Storage shouldn’t be a tax on your peace.
7) The perpetual surface wipe that never tackles the source
There’s a comforting ritual in the daily wipe-down—counters, table, bathroom sink.
It looks clean, it smells clean, and for ten minutes you can breathe.
But some families get stuck in what I call the shiny loop: polishing the same surfaces while the source problems keep pumping out mess.
Example: You wipe the entry bench twice a day, but shoes and backpacks sprawl because there’s no hook at kid height and no tray for muddy gear.
You sanitize the bathroom sink constantly, but there’s no hand towel near the faucet, so drips trail across the vanity like a snail track.
You mop crumbs every night, but the snack station lives over the carpeted play area.
Shiny loops feel productive.
They’re also Sisyphean.
Once a week, step back and do a source pass: instead of cleaning, adjust one upstream input.
Move the snack zone to a wipeable surface.
Add hooks the smallest kid can reach.
Put a towel ring where the wet hands actually drip.
Boot trays at doors where mud enters, not by the garage where you wish it would.
Pair this with a micro deep-clean: pick one nagging area (microwave, baseboards, under the couch) and spend 10–15 minutes.
Not a whole Saturday—just one micro.
Over a month, you’ve tackled four root issues and kept the dailies going.
That’s how homes feel calmer without you working longer.
Closing thought
Last weekend, I took two of my grandkids to the park.
We came home with shoes full of sand and a backpack full of acorns (treasure, I’m told).
Old me would’ve gone straight into grumble-mode about grit on the floor.
Instead, we did a 3-minute entry sprint: shoes in the tray, acorns to a jar, hand-wash and towel back on the hook.
Then we made hot chocolate.

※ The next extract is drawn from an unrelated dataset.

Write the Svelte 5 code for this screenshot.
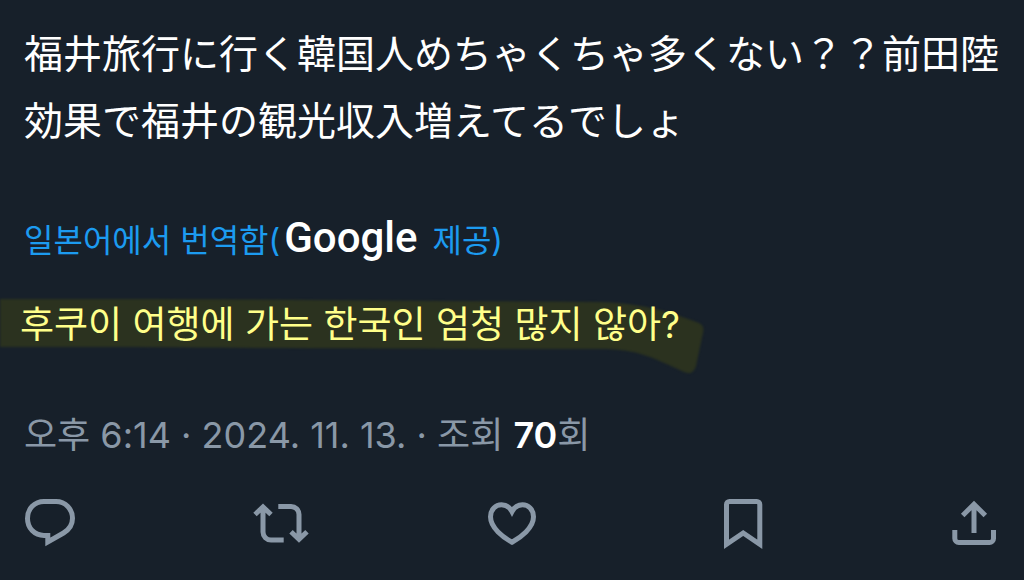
<script>
  const original = "福井旅行に行く韓国人めちゃくちゃ多くない？？前田陸効果で福井の観光収入増えてるでしょ";
  const translated = "후쿠이 여행에 가는 한국인 엄청 많지 않아?";
  const views = 70;

  const actions = [
    {
      label: "답글",
      paths: ["M24 6.5h12c9.5 0 16.5 7.5 16.5 16.8 0 6.5-3.5 11.5-9 14.7L27.8 47v-6.6H24C14.5 40.4 7.5 33 7.5 23.4S14.5 6.5 24 6.5z"],
    },
    {
      label: "재게시",
      paths: [
        "M4 19.5l8-7.5 8 7.5M12 12v25a8 8 0 0 0 8 8h12.7",
        "M27.3 11.5H40a8 8 0 0 1 8 8V44M40 36.7l8 7.5 8-7.5",
      ],
    },
    {
      label: "마음에 들어요",
      paths: ["M30 47.2C21.5 42.6 8.5 33 8.5 21.8c0-7.5 5.3-12 11-12 4.7 0 8.3 2.6 10.5 6.8 2.2-4.2 5.8-6.8 10.5-6.8 5.7 0 11 4.5 11 12C51.5 33 38.5 42.6 30 47.2z"],
    },
    {
      label: "북마크",
      paths: ["M13.5 49.3V9.5a3 3 0 0 1 3-3h27.3a3 3 0 0 1 3 3v39.8L30.2 38z"],
    },
    {
      label: "공유",
      paths: ["M30 38V9.5M18.7 20.5L30 9.2l11.3 11.3", "M10.8 35v8.5a4 4 0 0 0 4 4h30.7a4 4 0 0 0 4-4V35"],
    },
  ];
</script>

<article class="post">
  <p class="original" lang="ja">{original}</p>

  <a class="source" href="#translate" lang="ko">일본어에서 번역함(<span class="google">Google</span> 제공)</a>

  <div class="translation" lang="ko">
    <svg class="marker" viewBox="0 0 720 90" aria-hidden="true">
      <path d="M-10 8H100C250 8 450 10 600 11C640 12 668 20 699 32Q705 35 703 42L696 75Q693 85 684 81C655 68 640 58 600 58C450 58 250 57 100 56H-10z" />
    </svg>
    <p>{translated}</p>
  </div>

  <p class="meta" lang="ko">
    <time datetime="2024-11-13T18:14">오후 6:14 · 2024. 11. 13.</time> · 조회 <strong>{views}</strong>회
  </p>

  <div class="actions">
    {#each actions as action}
      <button type="button" aria-label={action.label}>
        <svg viewBox="0 0 60 60">
          {#each action.paths as d}
            <path {d} />
          {/each}
        </svg>
      </button>
    {/each}
  </div>
</article>

<style>
  :global(body) {
    background-color: #17202a;
  }

  .post {
    padding: 18px 20px;
    color: #fff;
    font-family: Inter, "Noto Sans CJK KR", sans-serif;
  }

  p {
    margin: 0;
  }

  .original {
    padding-left: 4px;
    font-family: "Noto Sans CJK JP", sans-serif;
    font-size: 39px;
    line-height: 67px;
  }

  .source {
    display: block;
    margin-top: 65px;
    padding-left: 4px;
    color: #1c9bf0;
    font-size: 32px;
    line-height: 48px;
    text-decoration: none;
    white-space: nowrap;
  }

  .google {
    margin: 0 6px 0 4px;
    color: #fff;
    font-family: Roboto, sans-serif;
    font-size: 42px;
    font-weight: 500;
    line-height: 40px;
  }

  .translation {
    position: relative;
    margin-top: 35px;
    color: #ffff8a;
    font-size: 37px;
    line-height: 50px;
  }

  .translation p {
    position: relative;
  }

  /* marker stroke runs off the left edge of the screen */
  .marker {
    position: absolute;
    top: -9px;
    left: -20px;
    width: 720px;
    height: 90px;
    fill: #2b321f;
    filter: blur(1px);
  }

  .meta {
    margin-top: 63px;
    padding-left: 4px;
    color: #8a98a7;
    font-size: 36px;
    line-height: 44px;
  }

  .meta strong {
    color: #fff;
    font-weight: 600;
  }

  .actions {
    display: flex;
    justify-content: space-between;
    margin-top: 38px;
  }

  button {
    width: 60px;
    height: 60px;
    padding: 0;
    border: 0;
    background: none;
    color: #8a98a7;
    cursor: pointer;
  }

  button svg {
    display: block;
    width: 60px;
    height: 60px;
    fill: none;
    stroke: currentColor;
    stroke-width: 5;
  }
</style>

The floor still saw its share of crumbs later, but the stress didn’t own the afternoon.
That’s the real point, isn’t it? A clean home is lovely, but a peaceful one is better.
The best habits make room for real life, not the other way around.
If one of your tried-and-true routines isn’t giving the return it used to, you haven’t failed—you’ve just outgrown it.
Which one will you gently retire this week, and what small experiment will you try instead?